In a fascinating talk recently in TCD, Dr Rory Miller, an Irish academic now based at Kings College, London, gave an account of how Ireland's relationship with the Israel/Palestine issue has developed since the 1920s. In the talk, based on a book to be published next year with Irish Academic Press, Miller described how Ireland's approach was, understandably, to evade the issue and not get sucked into a difficult geopolitical dispute.
However, later, when Ireland did get involved, it was often dramatically so. Most famously,with then foreign minister Brian Lenihan, in Bahrain, speaking about the right of "self-determination" for the Palestinians, and thus accelerating the EU into similar recognition with the Venice Declaration.
Building on such initiatives, it would be nice if Ireland could now get the EU to face the dispute more robustly, rather than the usual Brussels attitude, which is to wait around to see how the latest US initiative proceeds and then throw money at the problem.
Given the bitter historic experience in Europe, that has in part led to the creation of Israel, and the subsequent conflict, one would have thought that the EU would be energised, even galvanised, to find a solution there. Instead oil politics, and timidity, have made it first stay away, and then lean too much to the Arab side to be seen as a honest broker. But there is no reason why this can't change.
In the context of the EU, Ireland is particularly equipped given our experience in conflict resolution, and the exhaustive efforts made to gain relative peace and stability in Northern Ireland. Many international commentators, indeed, have drawn parallels between the two "intractable" problems. Two years ago, the Guardian instituted a peace "conference", involving Israeli and Palestinian representatives, and politicians from Northern Ireland, including Martin McGuinness; and McGuinness himself recently gave the Yitzhak Rabin memorial lecture in Israel.
For older Israelis, Ireland's attitude to their embattled state is quite puzzling, given what they see as strong parallels between our history and theirs; two small newly-formed states fighting the British for their independence, and supported by an organised worldwide diaspora.
The guerrilla tactics of the Old IRA were a major inspiration for the Israeli Hagganah (or underground) and famously Yitzhak Shamir, the former prime minister, took the nom de guerre of "Michael Collins" when he was in the field.

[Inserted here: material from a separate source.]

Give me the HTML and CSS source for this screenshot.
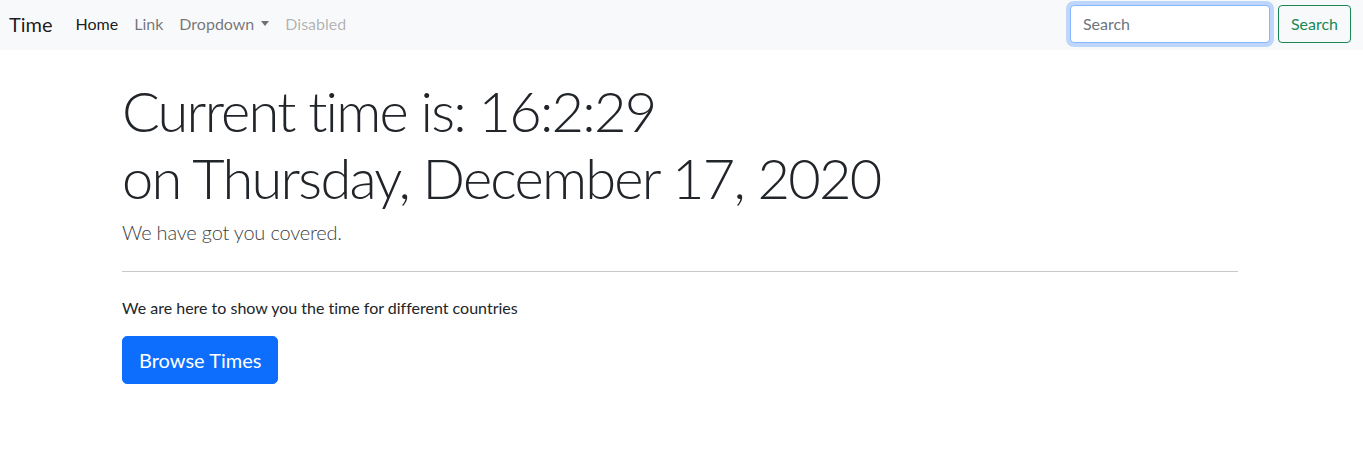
FILE: index.html
```html
<!DOCTYPE html>
<html lang="en">
<head>
<meta charset="utf-8">
<title>Time</title>
<link rel="stylesheet" href="styles.css">
</head>
<body>
<nav class="navbar">
  <a class="brand" href="#">Time</a>
  <ul class="nav">
    <li><a class="nav-link active" href="#">Home</a></li>
    <li><a class="nav-link" href="#">Link</a></li>
    <li><a class="nav-link" href="#">Dropdown<span class="caret"></span></a></li>
    <li><a class="nav-link disabled" href="#">Disabled</a></li>
  </ul>
  <form class="search">
    <input class="search-input" type="search" placeholder="Search">
    <button class="search-btn" type="button">Search</button>
  </form>
</nav>
<main class="hero">
  <h1 class="display">Current time is: 16:2:29<br>on Thursday, December 17, 2020</h1>
  <p class="lead">We have got you covered.</p>
  <hr class="rule">
  <p class="text">We are here to show you the time for different countries</p>
  <a class="btn-primary" href="#">Browse Times</a>
</main>
</body>
</html>
```
FILE: styles.css
```css
* { box-sizing: border-box; }
body {
  margin: 0;
  font-family: Lato, "Open Sans", sans-serif;
  font-size: 16px;
  line-height: 1.5;
  color: #212529;
  background: #fff;
  font-variant-ligatures: none;
}
a { text-decoration: none; }
.navbar {
  display: flex;
  align-items: center;
  height: 50px;
  padding: 0 12px 3px 9px;
  background: #f8f9fa;
}
.brand {
  font-size: 20px;
  line-height: 30px;
  color: rgba(0,0,0,.9);
  margin-right: 15px;
}
.nav {
  display: flex;
  list-style: none;
  margin: 0;
  padding: 0;
}
.nav-link {
  display: block;
  padding: 8px 8px;
  color: rgba(0,0,0,.55);
}
.nav-link.active { color: rgba(0,0,0,.9); }
.nav-link.disabled { color: rgba(0,0,0,.3); }
.caret {
  display: inline-block;
  margin-left: 7px;
  vertical-align: 4px;
  border-top: 5px solid;
  border-left: 4.5px solid transparent;
  border-right: 4.5px solid transparent;
}
.search {
  display: flex;
  margin-left: auto;
}
.search-input {
  width: 200px;
  height: 38px;
  margin-right: 8px;
  padding: 6px 12px;
  font: inherit;
  color: #212529;
  background: #fff;
  border: 1px solid #86b7fe;
  border-radius: 4px;
  outline: 0;
  box-shadow: 0 0 0 4px rgba(13,110,253,.25);
}
.search-input::placeholder { color: #6c757d; }
.search-btn {
  height: 38px;
  padding: 6px 12px;
  font: inherit;
  color: #198754;
  background: transparent;
  border: 1px solid #198754;
  border-radius: 4px;
}
.hero {
  width: 1116px;
  margin-left: 122px;
  padding-top: 27px;
}
.display {
  margin: 0 0 6px;
  font-size: 56px;
  font-weight: 300;
  line-height: 1.2;
  letter-spacing: -1.75px;
}
.lead {
  margin: 0;
  font-size: 20px;
  font-weight: 300;
  line-height: 30px;
  letter-spacing: -0.2px;
  color: #3d4246;
}
.rule {
  margin: 24px 0;
  border: 0;
  border-top: 1px solid #c8c9ca;
}
.text {
  margin: 0 0 16px;
}
.btn-primary {
  display: inline-block;
  padding: 8px 16px;
  font-size: 20px;
  line-height: 30px;
  color: #fff;
  background: #0d6efd;
  border: 1px solid #0d6efd;
  border-radius: 5px;
}
```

Éamon de Valera, meanwhile, who always valued his relations with the Jewish community, sent officials to Israel to study the successful revival of ancient Hebrew, hoping something similar could be done for the Irish language.

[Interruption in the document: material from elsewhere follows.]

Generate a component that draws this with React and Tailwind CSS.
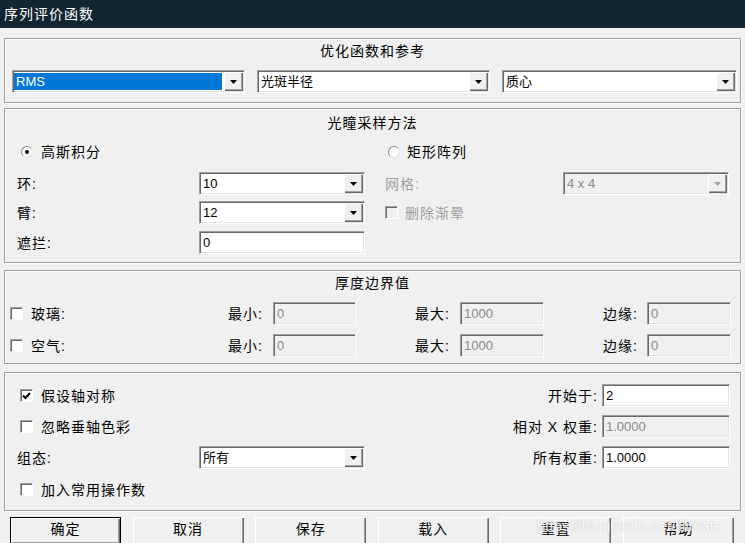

This parallel was cemented with the massive-selling novels of Leon Uris, romantic, nationalist dramas about the heroic struggle of the Irish (Trinity) and the Jews (Exodus). Israel has had an Irish president, Chaim Herzog, but by the time he visited Ireland, in 1985, relations had soured from those early days. The immediate cause was the tensions with Irish peacekeepers in the Lebanon, but in fact, long before then, Ireland was firmly in the critical camp. For decades, we also took our lead from the Vatican, and its ongoing concern about the holy sites in Jerusalem.
What better way to improve on the situation then, than by offering our valuable experience in achieving relative peace in Northern Ireland and the long and painful efforts at conflict resolution there. In 1996, when peace efforts in the North, and between Israelis and Palestinians, were threatened by violence in both regions, our then foreign minister Dick Spring made a passionate and eloquent appeal for the need to try harder, the greater the adversity.
Perhaps his successor, Brian Cowen, with our EU presidency looming, could lead the way with a more balanced, proactive approach and emulate not just Dick Spring, but also Brian Lenihan and his earlier dramatic contribution to the issue. After all the international energy spent on Northern Ireland, what better way to pay it back, than to offer our own hard-won models for peace, and thus strike a truly innovative and independent stance in the international arena.